:: Given data

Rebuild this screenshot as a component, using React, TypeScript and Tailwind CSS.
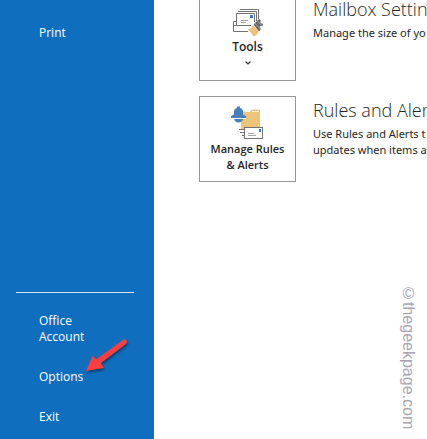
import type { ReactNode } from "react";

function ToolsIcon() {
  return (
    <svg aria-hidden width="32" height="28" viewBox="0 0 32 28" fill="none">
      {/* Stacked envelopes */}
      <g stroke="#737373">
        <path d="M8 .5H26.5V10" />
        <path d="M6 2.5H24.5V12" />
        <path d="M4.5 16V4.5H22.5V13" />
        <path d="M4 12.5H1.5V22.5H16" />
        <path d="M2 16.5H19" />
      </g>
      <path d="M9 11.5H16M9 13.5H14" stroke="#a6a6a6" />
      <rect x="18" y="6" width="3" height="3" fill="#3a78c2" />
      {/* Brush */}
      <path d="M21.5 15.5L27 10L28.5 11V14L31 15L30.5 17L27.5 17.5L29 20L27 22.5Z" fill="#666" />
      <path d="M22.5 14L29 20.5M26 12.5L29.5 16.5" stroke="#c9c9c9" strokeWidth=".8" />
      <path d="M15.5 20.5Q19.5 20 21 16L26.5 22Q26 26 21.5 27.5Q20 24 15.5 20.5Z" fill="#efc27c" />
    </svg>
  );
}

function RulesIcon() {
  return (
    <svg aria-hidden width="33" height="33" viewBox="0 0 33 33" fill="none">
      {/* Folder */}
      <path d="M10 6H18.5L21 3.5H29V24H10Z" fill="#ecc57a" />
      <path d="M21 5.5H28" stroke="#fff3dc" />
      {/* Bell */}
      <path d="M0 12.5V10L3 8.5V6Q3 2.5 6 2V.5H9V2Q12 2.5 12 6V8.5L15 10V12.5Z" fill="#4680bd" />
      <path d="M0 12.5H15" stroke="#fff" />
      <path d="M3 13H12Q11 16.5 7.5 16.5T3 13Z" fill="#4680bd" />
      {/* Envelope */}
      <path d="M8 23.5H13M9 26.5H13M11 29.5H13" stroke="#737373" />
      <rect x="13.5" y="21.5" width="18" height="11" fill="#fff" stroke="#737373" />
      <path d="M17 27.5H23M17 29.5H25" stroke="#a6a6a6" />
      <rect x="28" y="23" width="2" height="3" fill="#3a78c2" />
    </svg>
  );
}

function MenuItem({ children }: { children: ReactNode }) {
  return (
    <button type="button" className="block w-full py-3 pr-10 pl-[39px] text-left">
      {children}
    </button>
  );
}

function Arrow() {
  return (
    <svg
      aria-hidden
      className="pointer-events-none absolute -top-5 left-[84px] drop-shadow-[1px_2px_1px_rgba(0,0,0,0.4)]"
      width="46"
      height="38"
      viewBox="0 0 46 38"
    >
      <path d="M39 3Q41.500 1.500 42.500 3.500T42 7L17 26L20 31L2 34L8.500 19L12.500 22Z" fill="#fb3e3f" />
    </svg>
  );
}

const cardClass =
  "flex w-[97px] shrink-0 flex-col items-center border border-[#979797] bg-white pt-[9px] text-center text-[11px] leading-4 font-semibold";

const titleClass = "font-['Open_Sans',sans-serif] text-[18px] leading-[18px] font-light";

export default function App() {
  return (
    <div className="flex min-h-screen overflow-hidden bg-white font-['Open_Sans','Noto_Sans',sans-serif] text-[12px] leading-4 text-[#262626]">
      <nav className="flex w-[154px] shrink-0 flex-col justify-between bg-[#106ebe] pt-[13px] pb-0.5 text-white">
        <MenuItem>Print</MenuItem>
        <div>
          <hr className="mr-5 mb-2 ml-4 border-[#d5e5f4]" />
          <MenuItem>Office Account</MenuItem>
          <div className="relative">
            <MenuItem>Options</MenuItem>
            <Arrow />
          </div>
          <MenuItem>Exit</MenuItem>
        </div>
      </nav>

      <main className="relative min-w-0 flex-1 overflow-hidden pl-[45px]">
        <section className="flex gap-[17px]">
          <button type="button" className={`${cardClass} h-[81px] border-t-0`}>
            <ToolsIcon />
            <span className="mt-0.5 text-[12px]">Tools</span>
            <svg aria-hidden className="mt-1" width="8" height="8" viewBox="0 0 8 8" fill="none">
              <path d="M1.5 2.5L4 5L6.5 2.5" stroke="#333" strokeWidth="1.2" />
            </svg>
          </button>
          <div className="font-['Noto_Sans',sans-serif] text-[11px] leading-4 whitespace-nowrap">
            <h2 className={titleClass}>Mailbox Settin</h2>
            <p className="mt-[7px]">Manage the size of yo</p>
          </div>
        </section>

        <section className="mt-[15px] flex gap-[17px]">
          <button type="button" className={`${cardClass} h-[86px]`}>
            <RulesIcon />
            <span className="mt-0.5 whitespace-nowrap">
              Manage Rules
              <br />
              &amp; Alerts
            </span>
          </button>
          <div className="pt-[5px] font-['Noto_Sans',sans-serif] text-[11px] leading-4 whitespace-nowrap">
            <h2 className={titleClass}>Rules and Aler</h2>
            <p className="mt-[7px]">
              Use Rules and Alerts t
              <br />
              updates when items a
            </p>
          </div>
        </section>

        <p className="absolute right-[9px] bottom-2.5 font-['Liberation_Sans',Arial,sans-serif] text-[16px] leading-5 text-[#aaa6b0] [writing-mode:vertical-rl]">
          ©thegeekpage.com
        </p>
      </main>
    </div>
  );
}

::::

Pictures excluded, quote all the data above exactly.

Rebuild this screenshot as a component, using React, TypeScript and Tailwind CSS.
import type { ReactNode } from "react";

function ToolsIcon() {
  return (
    <svg aria-hidden width="32" height="28" viewBox="0 0 32 28" fill="none">
      {/* Stacked envelopes */}
      <g stroke="#737373">
        <path d="M8 .5H26.5V10" />
        <path d="M6 2.5H24.5V12" />
        <path d="M4.5 16V4.5H22.5V13" />
        <path d="M4 12.5H1.5V22.5H16" />
        <path d="M2 16.5H19" />
      </g>
      <path d="M9 11.5H16M9 13.5H14" stroke="#a6a6a6" />
      <rect x="18" y="6" width="3" height="3" fill="#3a78c2" />
      {/* Brush */}
      <path d="M21.5 15.5L27 10L28.5 11V14L31 15L30.5 17L27.5 17.5L29 20L27 22.5Z" fill="#666" />
      <path d="M22.5 14L29 20.5M26 12.5L29.5 16.5" stroke="#c9c9c9" strokeWidth=".8" />
      <path d="M15.5 20.5Q19.5 20 21 16L26.5 22Q26 26 21.5 27.5Q20 24 15.5 20.5Z" fill="#efc27c" />
    </svg>
  );
}

function RulesIcon() {
  return (
    <svg aria-hidden width="33" height="33" viewBox="0 0 33 33" fill="none">
      {/* Folder */}
      <path d="M10 6H18.5L21 3.5H29V24H10Z" fill="#ecc57a" />
      <path d="M21 5.5H28" stroke="#fff3dc" />
      {/* Bell */}
      <path d="M0 12.5V10L3 8.5V6Q3 2.5 6 2V.5H9V2Q12 2.5 12 6V8.5L15 10V12.5Z" fill="#4680bd" />
      <path d="M0 12.5H15" stroke="#fff" />
      <path d="M3 13H12Q11 16.5 7.5 16.5T3 13Z" fill="#4680bd" />
      {/* Envelope */}
      <path d="M8 23.5H13M9 26.5H13M11 29.5H13" stroke="#737373" />
      <rect x="13.5" y="21.5" width="18" height="11" fill="#fff" stroke="#737373" />
      <path d="M17 27.5H23M17 29.5H25" stroke="#a6a6a6" />
      <rect x="28" y="23" width="2" height="3" fill="#3a78c2" />
    </svg>
  );
}

function MenuItem({ children }: { children: ReactNode }) {
  return (
    <button type="button" className="block w-full py-3 pr-10 pl-[39px] text-left">
      {children}
    </button>
  );
}

function Arrow() {
  return (
    <svg
      aria-hidden
      className="pointer-events-none absolute -top-5 left-[84px] drop-shadow-[1px_2px_1px_rgba(0,0,0,0.4)]"
      width="46"
      height="38"
      viewBox="0 0 46 38"
    >
      <path d="M39 3Q41.500 1.500 42.500 3.500T42 7L17 26L20 31L2 34L8.500 19L12.500 22Z" fill="#fb3e3f" />
    </svg>
  );
}

const cardClass =
  "flex w-[97px] shrink-0 flex-col items-center border border-[#979797] bg-white pt-[9px] text-center text-[11px] leading-4 font-semibold";

const titleClass = "font-['Open_Sans',sans-serif] text-[18px] leading-[18px] font-light";

export default function App() {
  return (
    <div className="flex min-h-screen overflow-hidden bg-white font-['Open_Sans','Noto_Sans',sans-serif] text-[12px] leading-4 text-[#262626]">
      <nav className="flex w-[154px] shrink-0 flex-col justify-between bg-[#106ebe] pt-[13px] pb-0.5 text-white">
        <MenuItem>Print</MenuItem>
        <div>
          <hr className="mr-5 mb-2 ml-4 border-[#d5e5f4]" />
          <MenuItem>Office Account</MenuItem>
          <div className="relative">
            <MenuItem>Options</MenuItem>
            <Arrow />
          </div>
          <MenuItem>Exit</MenuItem>
        </div>
      </nav>

      <main className="relative min-w-0 flex-1 overflow-hidden pl-[45px]">
        <section className="flex gap-[17px]">
          <button type="button" className={`${cardClass} h-[81px] border-t-0`}>
            <ToolsIcon />
            <span className="mt-0.5 text-[12px]">Tools</span>
            <svg aria-hidden className="mt-1" width="8" height="8" viewBox="0 0 8 8" fill="none">
              <path d="M1.5 2.5L4 5L6.5 2.5" stroke="#333" strokeWidth="1.2" />
            </svg>
          </button>
          <div className="font-['Noto_Sans',sans-serif] text-[11px] leading-4 whitespace-nowrap">
            <h2 className={titleClass}>Mailbox Settin</h2>
            <p className="mt-[7px]">Manage the size of yo</p>
          </div>
        </section>

        <section className="mt-[15px] flex gap-[17px]">
          <button type="button" className={`${cardClass} h-[86px]`}>
            <RulesIcon />
            <span className="mt-0.5 whitespace-nowrap">
              Manage Rules
              <br />
              &amp; Alerts
            </span>
          </button>
          <div className="pt-[5px] font-['Noto_Sans',sans-serif] text-[11px] leading-4 whitespace-nowrap">
            <h2 className={titleClass}>Rules and Aler</h2>
            <p className="mt-[7px]">
              Use Rules and Alerts t
              <br />
              updates when items a
            </p>
          </div>
        </section>

        <p className="absolute right-[9px] bottom-2.5 font-['Liberation_Sans',Arial,sans-serif] text-[16px] leading-5 text-[#aaa6b0] [writing-mode:vertical-rl]">
          ©thegeekpage.com
        </p>
      </main>
    </div>
  );
}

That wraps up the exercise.